Question

Let \(L^2[-1, 1] = \{f: [-1,1] \to \mathbb{R} : f \text{ is Lebesgue measurable and } \int_{-1}^1 |f(x)|^2dx < \infty\}\) and the norm \(||f||_2 = \left(\int_{-1}^1 |f(x)|^2 dx\right)^{1/2}\) for \(f \in L^2[-1,1]\).
Let \(F: (L^2[-1,1], ||.||_2) \to \mathbb{R}\) be defined by \[ F(f) = \int_{-1}^1 f(x)x^2dx \quad \text{for all } f \in L^2[-1,1]. \] If \(||F||\) denotes the norm of the linear functional F, then \(5||F||^2\) is equal to ................

Hint:

For any functional on \(L^2[a,b]\) of the form \(F(f) = \int_a^b f(x)g(x) dx\), the Riesz Representation Theorem immediately tells you that \(||F|| = ||g||_2\). The problem then reduces to calculating the norm of the known function \(g(x)\).

Answer 1

Step 1: Understanding the Concept:
The problem asks for the norm of a continuous linear functional on the Hilbert space \(L^2[-1,1]\). The Riesz Representation Theorem provides a powerful tool for this.
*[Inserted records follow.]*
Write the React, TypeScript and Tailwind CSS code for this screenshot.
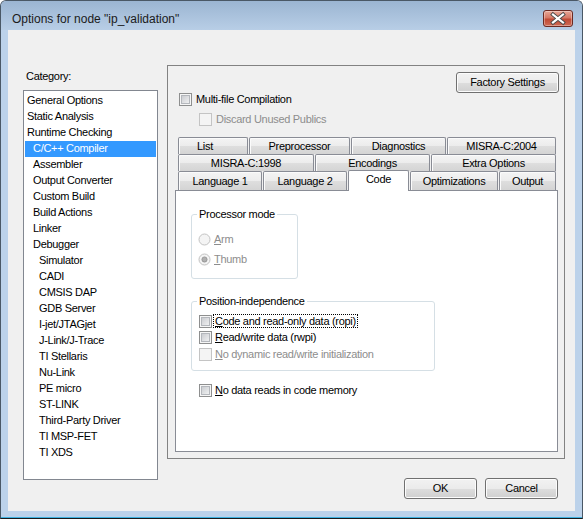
import React from 'react';

type Category = [string, number];

const categories: Category[] = [
  ['General Options', 0],
  ['Static Analysis', 0],
  ['Runtime Checking', 0],
  ['C/C++ Compiler', 1],
  ['Assembler', 1],
  ['Output Converter', 1],
  ['Custom Build', 1],
  ['Build Actions', 1],
  ['Linker', 1],
  ['Debugger', 1],
  ['Simulator', 2],
  ['CADI', 2],
  ['CMSIS DAP', 2],
  ['GDB Server', 2],
  ['I-jet/JTAGjet', 2],
  ['J-Link/J-Trace', 2],
  ['TI Stellaris', 2],
  ['Nu-Link', 2],
  ['PE micro', 2],
  ['ST-LINK', 2],
  ['Third-Party Driver', 2],
  ['TI MSP-FET', 2],
  ['TI XDS', 2],
];

const indents = ['pl-[2px]', 'pl-[8px]', 'pl-[14px]'];

// class strings kept whole so tailwind picks them up
const tabRows = [
  [
    { label: 'List', cls: 'w-[70px] pr-[16px]' },
    { label: 'Preprocessor', cls: 'w-[101px]' },
    { label: 'Diagnostics', cls: 'w-[95px]' },
    { label: 'MISRA-C:2004', cls: 'w-[109px]' },
  ],
  [
    { label: 'MISRA-C:1998', cls: 'w-[136px]' },
    { label: 'Encodings', cls: 'w-[115px]' },
    { label: 'Extra Options', cls: 'w-[125px]' },
  ],
];

const lastRow = [
  { label: 'Language 1', cls: 'w-[84px]' },
  { label: 'Language 2', cls: 'w-[84px]' },
  { label: 'Code', cls: 'w-[61px]', active: true },
  { label: 'Optimizations', cls: 'w-[88px]' },
  { label: 'Output', cls: 'w-[57px]' },
];

const tabBase =
  'flex h-full items-center justify-center rounded-t-[2px] border border-b-0 border-[#898c95] bg-[linear-gradient(#f4f4f4,#ececec_50%,#dedede_52%,#d4d4d4)] shadow-[inset_1px_1px_0_#fbfbfb] leading-[15px]';

function Checkbox({ disabled }: { disabled?: boolean }) {
  if (disabled) {
    return <span className="block h-[13px] w-[13px] shrink-0 border border-[#c4c4c4] bg-[#f4f4f4]" />;
  }
  return (
    <span className="flex h-[13px] w-[13px] shrink-0 items-center justify-center border border-[#8e8f8f] bg-[#f6f6f6]">
      <span className="block h-[9px] w-[9px] border border-[#b4b7bc] bg-[linear-gradient(135deg,#cbcdd1,#eff0f1)]" />
    </span>
  );
}

function Radio({ checked }: { checked?: boolean }) {
  return (
    <svg width="13" height="13" viewBox="0 0 13 13" className="shrink-0">
      <circle cx="6.5" cy="6.5" r="5.5" fill="#f4f4f4" stroke="#c2c2c2" />
      {checked && <circle cx="6.5" cy="6.5" r="2.6" fill="#b0b0b0" stroke="#8e8e8e" strokeWidth="0.8" />}
    </svg>
  );
}

function Button({ className, children }: { className: string; children: React.ReactNode }) {
  return (
    <button
      type="button"
      className={`${className} flex h-[21px] items-center justify-center rounded-[3px] border border-[#707070] bg-[linear-gradient(#f2f2f2,#ebebeb_50%,#dddddd_51%,#cfcfcf)] shadow-[inset_0_0_0_1px_#fcfcfc] leading-[15px]`}
    >
      {children}
    </button>
  );
}

export default function App() {
  return (
    <div className="h-[519px] w-[583px] bg-white font-['Liberation_Sans',Arial,sans-serif] text-[11px] tracking-[-0.3px] text-black">
      <div className="flex h-full flex-col overflow-hidden rounded-t-[6px] border border-[#4a5866] border-b-[#1a1a1a] bg-[#bcd2ea]">
        {/* title bar */}
        <div className="flex h-[29px] shrink-0 items-start bg-[linear-gradient(#9bb5d2,#b8cee6)]">
          <div className="pl-[11px] pt-[11px] text-[12px] leading-[15px] tracking-normal text-[#1b1b1b]">
            Options for node &quot;ip_validation&quot;
          </div>
          <div className="ml-auto mr-[9px] mt-[9px] h-[17px] w-[30px] overflow-hidden rounded-[3px] border border-[#6b2a22] bg-[linear-gradient(#e8a797,#d57865_45%,#c04a35_55%,#cf6b55)] shadow-[inset_0_0_0_1px_rgba(255,255,255,0.35)]">
            <svg width="28" height="15" viewBox="0 0 28 15">
              <path d="M9 3.5 L19 11.5 M19 3.5 L9 11.5" stroke="#4a4a4a" strokeWidth="4" strokeLinecap="square" />
              <path d="M9 3.5 L19 11.5 M19 3.5 L9 11.5" stroke="#ffffff" strokeWidth="2.2" strokeLinecap="square" />
            </svg>
          </div>
        </div>

        {/* client area */}
        <div className="mx-[7px] flex h-[481px] shrink-0 bg-[#f0f0f0]">
          <div className="ml-[15px] w-[135px] shrink-0">
            <div className="mt-[38px] h-[16px] pl-[3px] leading-[16px]">Category:</div>
            <div className="mt-[6px] h-[390px] border border-[#828790] bg-white pt-[2px]">
              {categories.map(([label, level]) => {
                const selected = label === 'C/C++ Compiler';
                return (
                  <div
                    key={label}
                    className={`mx-px h-[16px] leading-[15px] ${indents[level]} ${selected ? 'bg-[#3399ff] text-white' : ''}`}
                  >
                    {label}
                  </div>
                );
              })}
            </div>
          </div>

          <div className="ml-[9px] mt-[35px] w-[398px] shrink-0">
            <div className="h-[394px] border border-[#828282]">
              <div className="flex">
                <div className="pl-[11px] pt-[25px]">
                  <div className="flex h-[16px] items-center gap-[4px]">
                    <Checkbox />
                    <span>Multi-file Compilation</span>
                  </div>
                  <div className="mt-[4px] flex h-[16px] items-center gap-[4px] pl-[20px] text-[#8d8d8d]">
                    <Checkbox disabled />
                    <span>Discard Unused Publics</span>
                  </div>
                </div>
                <div className="ml-auto pr-[5px] pt-[6px]">
                  <Button className="w-[103px]">Factory Settings</Button>
                </div>
              </div>

              {/* tab control */}
              <div className="ml-[7px] mt-[10px] w-[383px]">
                {tabRows.map((row, i) => (
                  <div key={i} className="flex h-[17px] gap-px pl-[3px]">
                    {row.map((t) => (
                      <div key={t.label} className={`${t.cls} ${tabBase}`}>
                        {t.label}
                      </div>
                    ))}
                  </div>
                ))}
                <div className="flex h-[19px] items-end gap-px pl-[3px]">
                  {lastRow.map((t) =>
                    t.active ? (
                      <div
                        key={t.label}
                        className={`${t.cls} relative z-10 -mb-px flex h-[21px] items-start justify-center rounded-t-[2px] border border-b-0 border-[#898c95] bg-white pt-[2px] leading-[13px]`}
                      >
                        {t.label}
                      </div>
                    ) : (
                      <div key={t.label} className={`${t.cls} h-[18px] ${tabBase}`}>
                        {t.label}
                      </div>
                    ),
                  )}
                </div>

                <div className="h-[262px] border border-[#898c95] bg-white">
                  <fieldset className="ml-[15px] mt-[17px] w-[107px] rounded-[3px] border border-[#d5dfe5] pb-[11px] pt-[10px]">
                    <legend className="ml-[5px] px-[2px] leading-[13px]">Processor mode</legend>
                    <div className="flex h-[16px] items-center gap-[3px] pl-[6px] text-[#8d8d8d]">
                      <Radio />
                      <span>
                        <span className="underline">A</span>rm
                      </span>
                    </div>
                    <div className="mt-[4px] flex h-[16px] items-center gap-[3px] pl-[6px] text-[#8d8d8d]">
                      <Radio checked />
                      <span>
                        <span className="underline">T</span>humb
                      </span>
                    </div>
                  </fieldset>

                  <fieldset className="ml-[15px] mt-[16px] w-[244px] rounded-[3px] border border-[#d5dfe5] pb-[8px] pt-[5px]">
                    <legend className="ml-[5px] px-[2px] leading-[13px]">Position-independence</legend>
                    <div className="flex h-[16px] items-center gap-[2px] pl-[7px]">
                      <Checkbox />
                      <span className="inline-block px-px leading-[12px] outline outline-dotted outline-black">
                        <span className="underline">C</span>ode and read-only data (ropi)
                      </span>
                    </div>
                    <div className="flex h-[16px] items-center gap-[3px] pl-[7px]">
                      <Checkbox />
                      <span>
                        <span className="underline">R</span>ead/write data (rwpi)
                      </span>
                    </div>
                    <div className="mt-px flex h-[16px] items-center gap-[3px] pl-[7px] text-[#8d8d8d]">
                      <Checkbox disabled />
                      <span>
                        <span className="underline">N</span>o dynamic read/write initialization
                      </span>
                    </div>
                  </fieldset>

                  <div className="ml-[23px] mt-[11px] flex h-[16px] items-center gap-[3px]">
                    <Checkbox />
                    <span>
                      <span className="underline">N</span>o data reads in code memory
                    </span>
                  </div>
                </div>
              </div>
            </div>

            <div className="mt-[19px] flex justify-end gap-[8px] pr-[7px]">
              <Button className="w-[73px]">OK</Button>
              <Button className="w-[73px]">Cancel</Button>
            </div>
          </div>
        </div>

        <div className="h-[6px] shrink-0" />
        <div className="h-px shrink-0 bg-[#3fb2e0]" />
      </div>
    </div>
  );
}
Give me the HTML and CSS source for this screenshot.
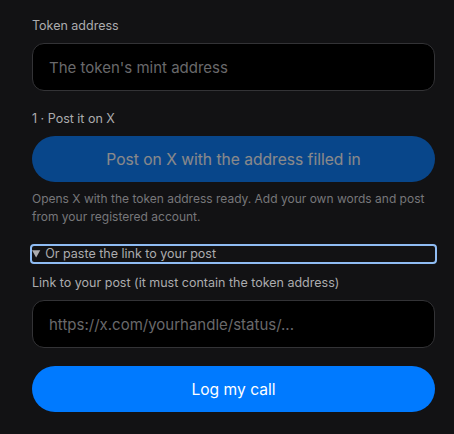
FILE: index.html
```html
<!DOCTYPE html>
<html lang="en">
<head>
<meta charset="utf-8">
<title>Log a call</title>
<link rel="stylesheet" href="styles.css">
</head>
<body>
<form class="form">
  <label class="label" for="mint">Token address</label>
  <input class="field" id="mint" type="text" placeholder="The token's mint address">

  <div class="label step">1 · Post it on X</div>
  <button class="btn btn-disabled" type="button">Post on X with the address filled in</button>
  <p class="help">Opens X with the token address ready. Add your own words and post from your registered account.</p>

  <details class="paste" open>
    <summary class="summary">Or paste the link to your post</summary>
    <label class="label" for="link">Link to your post (it must contain the token address)</label>
    <input class="field" id="link" type="text" placeholder="https://x.com/yourhandle/status/...">
  </details>

  <button class="btn btn-primary" type="button">Log my call</button>
</form>
</body>
</html>
```

FILE: styles.css
```css
html, body {
  margin: 0;
  padding: 0;
  background: #121214;
}

body {
  font-family: Inter, "Noto Sans", "Liberation Sans", sans-serif;
  color: #a8a8aa;
}

.form {
  display: flex;
  flex-direction: column;
  padding: 16px 19px 0 32px;
}

.label {
  display: block;
  font-size: 12.5px;
  line-height: 18px;
  padding-top: 1px;
  color: #acacae;
  margin-bottom: 8px;
}

.step {
  margin-top: 18px;
}

.field {
  box-sizing: border-box;
  width: 100%;
  height: 48px;
  margin: 0;
  padding: 0 16px;
  background: #000;
  border: 1px solid #333336;
  border-radius: 12px;
  font-family: inherit;
  font-size: 15px;
  color: #e6e6e6;
  outline: none;
}

.field::placeholder {
  color: #69696b;
}

.btn {
  box-sizing: border-box;
  width: 100%;
  height: 46px;
  margin: 0;
  border: 0;
  border-radius: 23px;
  font-family: inherit;
  font-size: 15.6px;
  color: #fff;
  background: #007aff;
}

.btn-disabled {
  opacity: 0.5;
}

.help {
  margin: 8px 0 0;
  font-size: 12px;
  line-height: 18px;
  color: #77777a;
}

.paste {
  margin-top: 20px;
}

.summary {
  font-size: 12.5px;
  line-height: 16px;
  color: #acacae;
  outline: 2px solid #8fbcf3;
  border-radius: 2px;
  cursor: pointer;
  margin-bottom: 11px;
}

.btn-primary {
  margin-top: 18px;
}
```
It states that for any such functional \(F\), there exists a unique element \(g\) in the Hilbert space such that \(F(f) = \langle f, g \rangle\) for all \(f\), and the norm of the functional is equal to the norm of this element, i.e., \(||F|| = ||g||_2\).
Step 2: Key Formula or Approach:
1. Identify the inner product on \(L^2[-1,1]\): \(\langle f, g \rangle = \int_{-1}^1 f(x)g(x)dx\).
2. Compare the given functional \(F(f)\) with the inner product definition to find the representing function \(g(x)\).
3. Calculate the norm of \(g(x)\) using the \(L^2\) norm formula: \(||g||_2 = \left(\int_{-1}^1 |g(x)|^2 dx\right)^{1/2}\).
4. This gives \(||F||\). Then compute the final required value.
Step 3: Detailed Calculation:
The given functional is \(F(f) = \int_{-1}^1 f(x)x^2dx\).
The inner product in \(L^2[-1,1]\) is \(\langle f, g \rangle = \int_{-1}^1 f(x)g(x)dx\).
By comparing the form of \(F(f)\) with \(\langle f, g \rangle\), we can identify the representing function \(g(x)\) as: \[ g(x) = x^2 \] According to the Riesz Representation Theorem, the norm of the functional \(F\) is equal to the norm of \(g\): \[ ||F|| = ||g||_2 = ||x^2||_2 \] Now, we calculate \(||x^2||_2\). First, we find its square: \[ ||x^2||_2^2 = \int_{-1}^1 (x^2)^2 dx = \int_{-1}^1 x^4 dx \] Evaluate the integral: \[ \int_{-1}^1 x^4 dx = \left[ \frac{x^5}{5} \right]_{-1}^1 = \frac{(1)^5}{5} - \frac{(-1)^5}{5} = \frac{1}{5} - \left(-\frac{1}{5}\right) = \frac{2}{5} \] So, we have \(||F||^2 = \frac{2}{5}\).
The problem asks for the value of \(5||F||^2\). \[ 5||F||^2 = 5 \times \frac{2}{5} = 2 \] Step 4: Final Answer:
The value of \(5||F||^2\) is 2.
Step 5: Why This is Correct:
The solution correctly applies the Riesz Representation Theorem to find the norm of the functional by identifying the representing function \(g(x)=x^2\) and calculating its \(L^2\)-norm. The final arithmetic is straightforward.